DEAR ABBY: I'm currently interning with a government-contracted group. Part of my job involves working with LGBT rights organizations. Recently, at a meeting with my boss and several representatives of these organizations, the topic of fairness in the workplace was mentioned. I was asked what my experience was, and I shared that I thought the workplace was fair, and my experience was fine.
I didn't think about it at the time, but I now realize I was being asked how my experience was as an LGBT person. In light of this, my boss has nominated me for a diversity award. The problem is I'm a heterosexual female, and I think he promoted me for the honor because he thinks I am gay.
How should I handle this? Do I need to go on record to my boss that I am straight, that I have a boyfriend, and he misunderstood me? I don't want this to come back to haunt me, but I'm afraid addressing it may ruin my credibility because it has taken so long for me to address it. My sexual orientation is obviously not something of great interest at work, but I feel I am living a terrible lie, and I don't know how to fix this. -- ASHAMED IN D.C.

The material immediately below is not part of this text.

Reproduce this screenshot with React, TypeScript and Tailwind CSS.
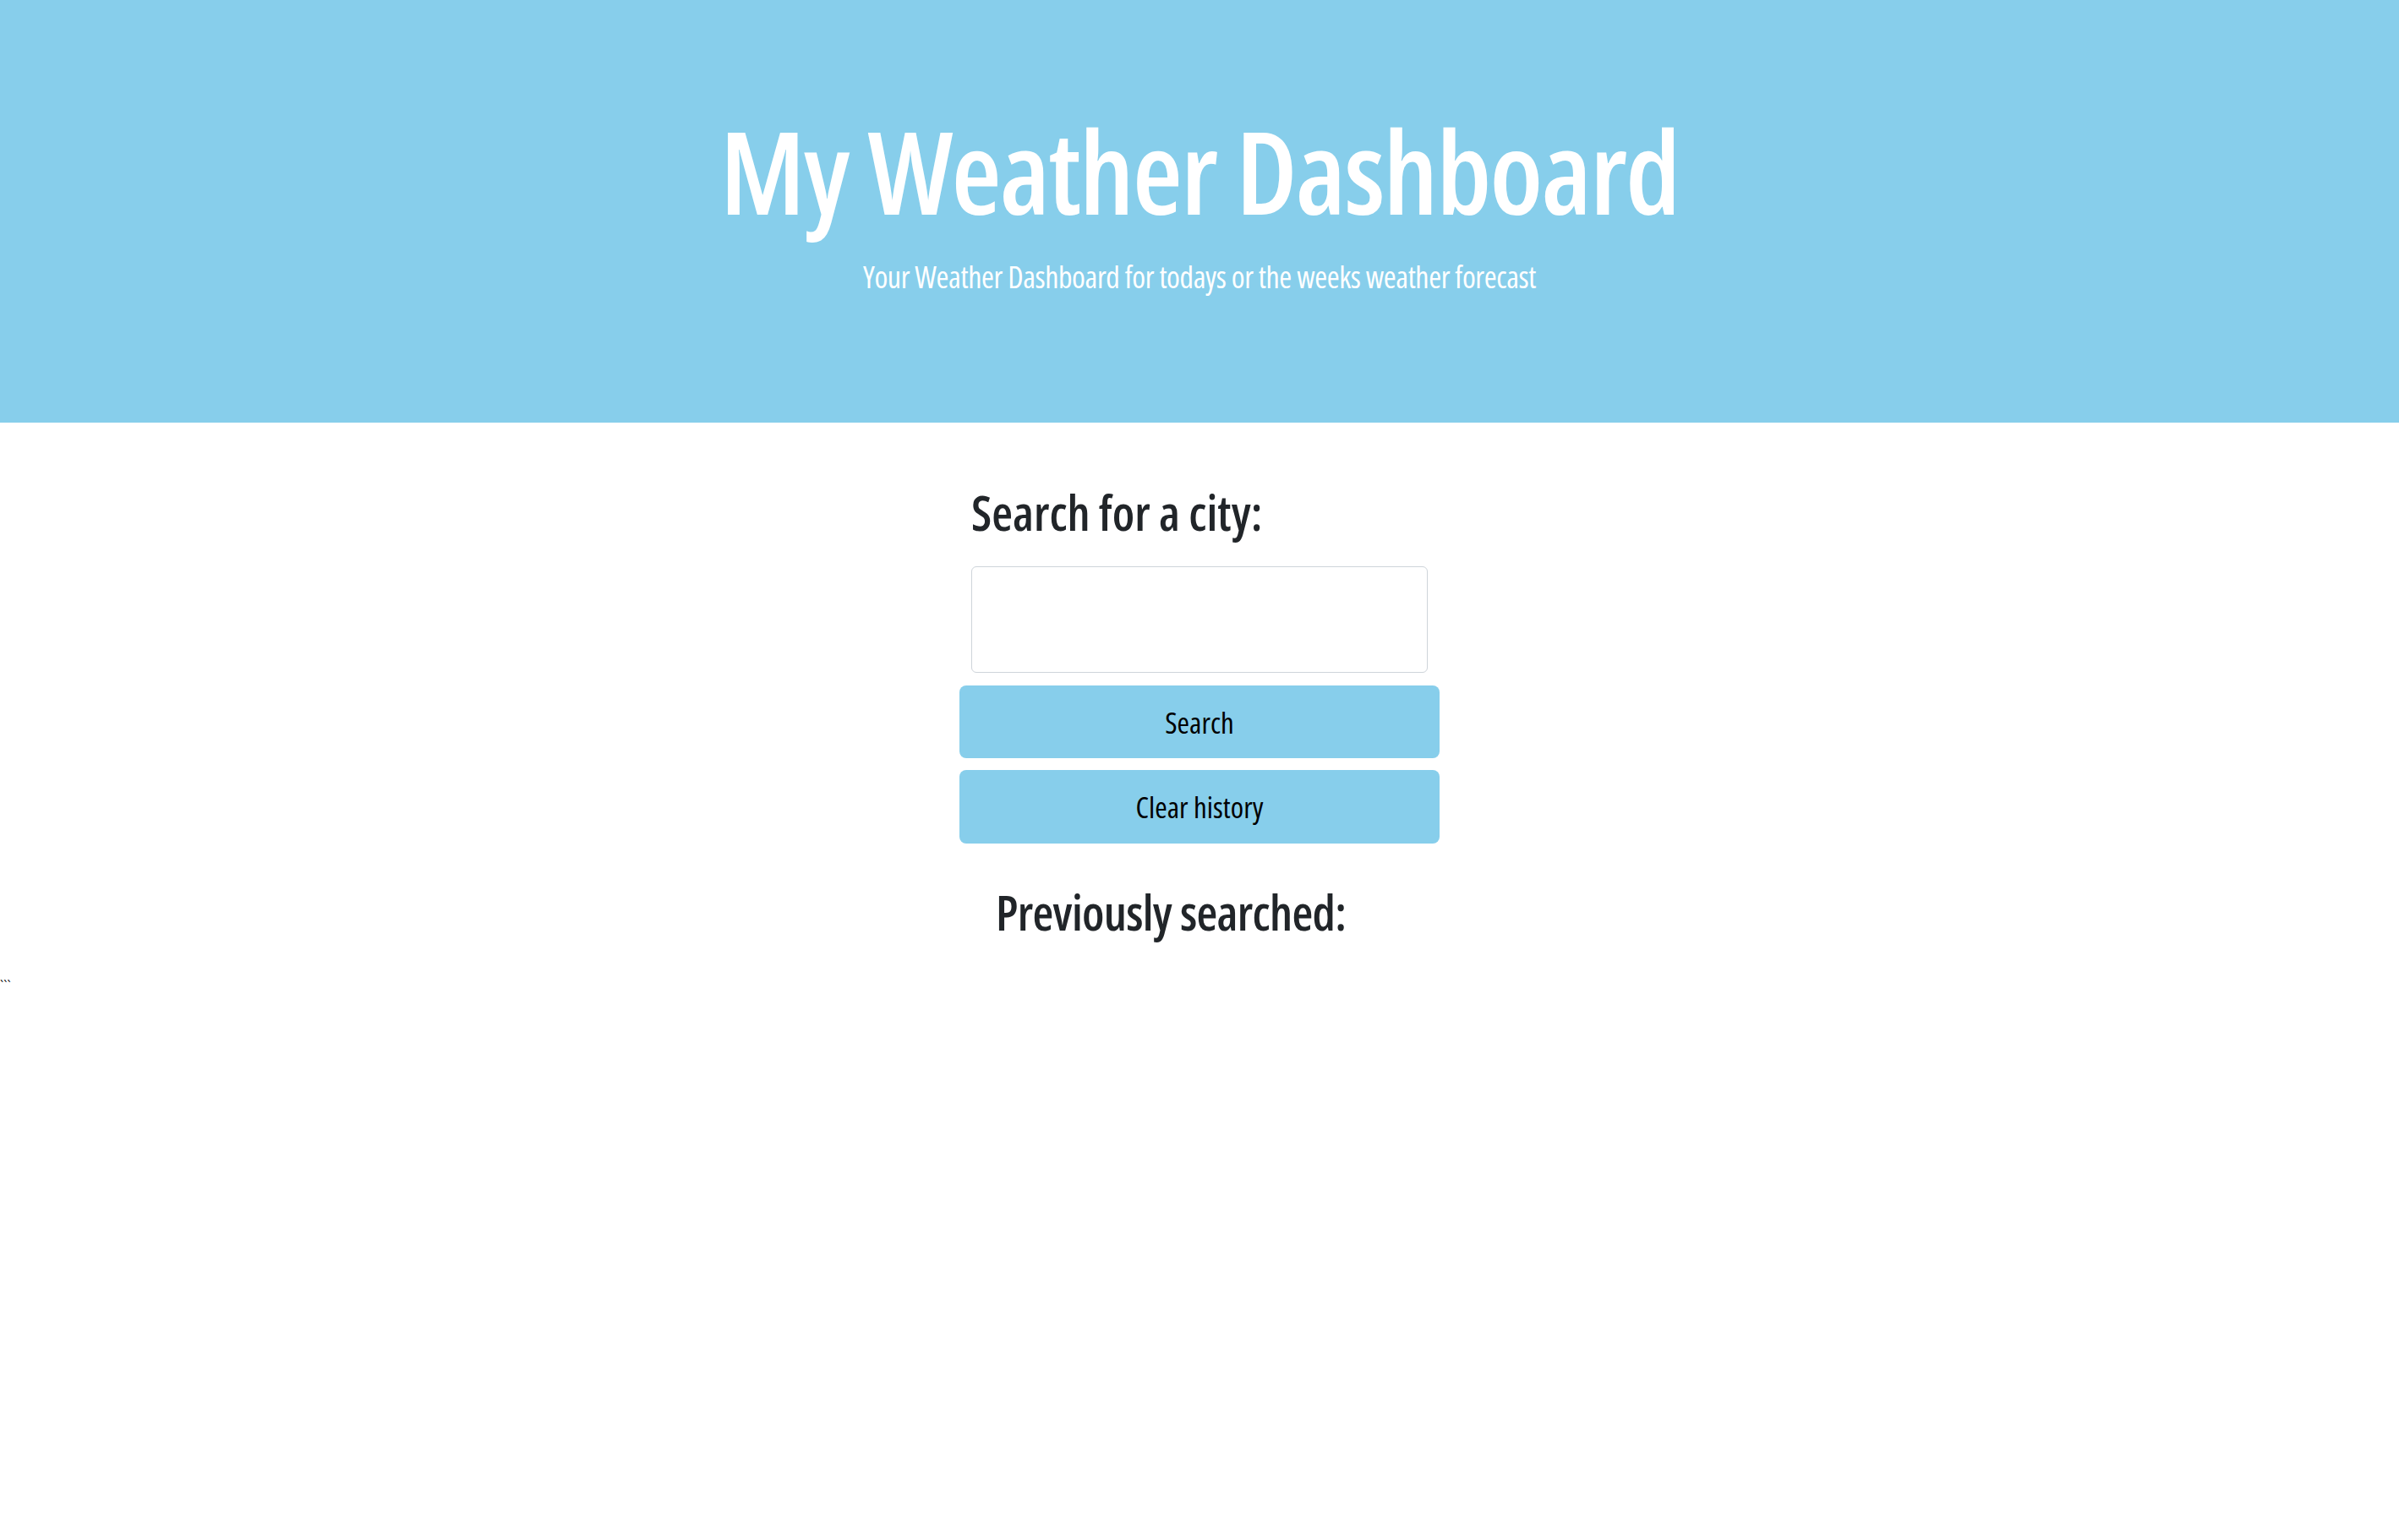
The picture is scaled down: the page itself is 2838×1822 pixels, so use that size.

DEAR ASHAMED: No one should feel compelled to disclose one's sexual orientation at work, no matter the circumstances. That said, in this particular case, go to your boss before this goes any further. Explain to him privately that you didn't realize when the question was asked that anyone would presume you were gay. If you accept the diversity award without clearing the air first, it could potentially be a source of embarrassment and jeopardize your credibility.